The final question presented by these appeals is whether the last sentence of RSA 265:79-a invalidates the entire statute by shifting unconstitutionally the burden of proof to the defendant. Under the current language of the statute, “[e]videnee that the driver violated any of the rules of the road shall be prima facie evidence that the driver caused or materially contributed to the collision.” RSA 265:79-a. This language effectively allows the State to prove the second element of the vehicular assault offense by proving the first element of the offense. This statute is unconstitutional for compelling a defendant either to present evidence or accept the element of the offense as having been proved against him as a matter of law. See State v. Lapointe, 81 N.H. 227, 238-39 (1924).

First, this statute invalidly dictates the weight that should be given to evidence of one element, without requiring any form of causal connection with the second element. See id. at 239. Our Rules of the Road encompass many more offenses than just the moving violations that may cause a collision. See RSA ch. 265. For example, under the current language of the statute, evidence of littering, RSA 265:102 (1993), or crossing a firehose, RSA 265:101 (1993), would constitute prima facie proof that a driver caused a collision, without having even a remote causal connection to a collision. As we explained in Lapointe, before adopting our Criminal Code:

The very essence of “trial by jury” is the right of each juror to weigh the evidence for himself, and in the exercise of his own reasoning faculties, determine whether or not the facts involved in the issue are proved. And if this right is taken from the juror — if he is not allowed to weigh the evidence for himself — is not allowed to use his own reasoning faculties, but, on the contrary, is obliged to accept the evidence at the weight which others have affixed to it, and to return and affirm a verdict... of the truth of which he has reasonable doubts — then, very clearly, the substance, the very essence, of “trial by jury” will be taken away and its form only will remain.

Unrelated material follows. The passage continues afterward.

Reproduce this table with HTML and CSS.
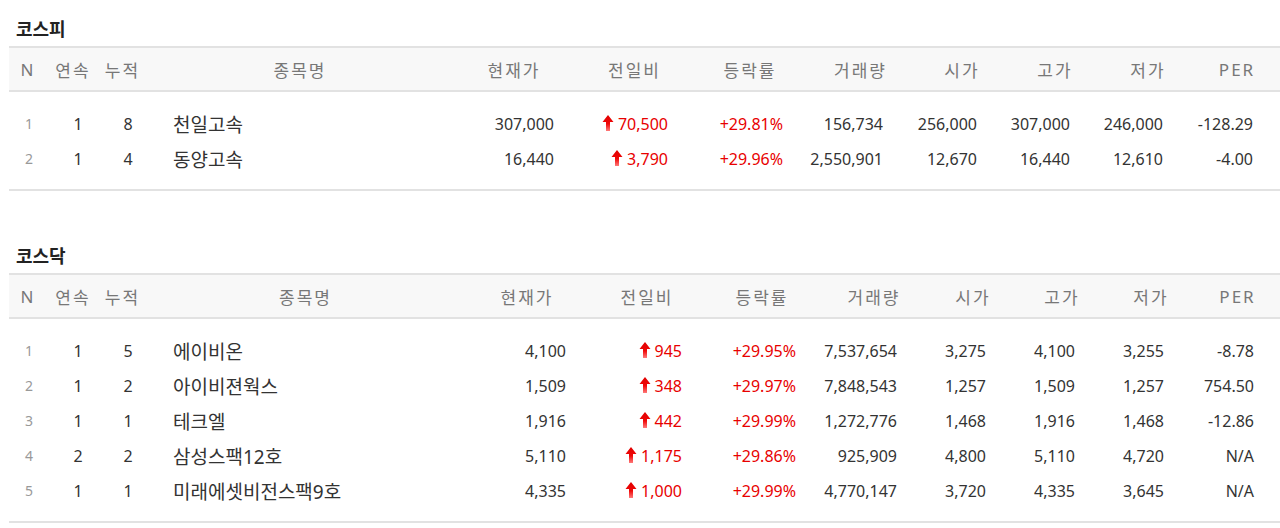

Lapointe, 81 N.H. at 230-31 (quotation omitted).

Second, the language of this statutory sentence unconstitutionally shifts the burden of proof, or at least places a burden of compulsory production, upon a defendant who, “[i]f he pleaded not guilty,... could not be required to do or say anything more.” Id. at 235 (quotation and comma omitted); see N.H. CONST., pt. I, art. 15. The legislature cannot directly enact a statute requiring a defendant to furnish evidence at a criminal prosecution. N.H. *343Const., pt. I, art. 15. Thus, it follows that the legislature cannot do so indirectly by stating that proof of “fact X” will be prima facie evidence of “fact Y,” because that would require the defendant to rebut “fact Y” or to accept it as a proven fact. See Lapointe, 81 N.H. at 235.

A criminal defendant has the right to require the State to present sufficient evidence to prove each element of the offense beyond a reasonable doubt. See id. at 237. Under another statute we might construe language similar to the final sentence of this statute, providing that “fact X” is 'prima facie evidence of “fact Y,” as meaning only “evidence to be considered by the jury.” hi. at 239. We cannot do so in this case because of the vast number of Rules of the Road that could potentially constitute “fact X” without having any causal connection to “fact Y.” Cf. id. at 239. We hold, therefore, that the final sentence of RSA 265:79-a is both an invalid legislative enactment and unconstitutional as written.

While such a holding could entirely invalidate this statute, in this case it does not. Cf. Carson v. Maurer, 120 N.H. 925, 945 (1980) (allowing only invalid portion of statute to be stricken if remainder of statute and purpose of statute can be preserved). The legislative intent apparent in this statute’s history seeks only to fill in the gaps in this statutory scheme for charging and punishment purposes. These purposes can be completely preserved merely by striking down the last sentence of the statute for its invalid attempt to affect the evidence and burdens of proof at trial.

In sum, we conclude that the vehicular assault statute is valid as enacted and requires proof of a mental state of criminal negligence to sustain a conviction. See RSA 626:2, 11(d). The statute’s final sentence must be stricken, however, because it removes the evidence weighing function from the jury and shifts the burdens of proof and production to the defendant. See Lapointe, 81 N.H. at 238-39.

For the foregoing reasons, we reverse the decision of the Derry District Court, and we remand both cases for proceedings consistent with this opinion.

No. 2001-607 reversed and remanded;

No. 2002-11*3 remanded.

Brock, C.J., and Broderick, Dalianis and Duggan, JJ., concurred.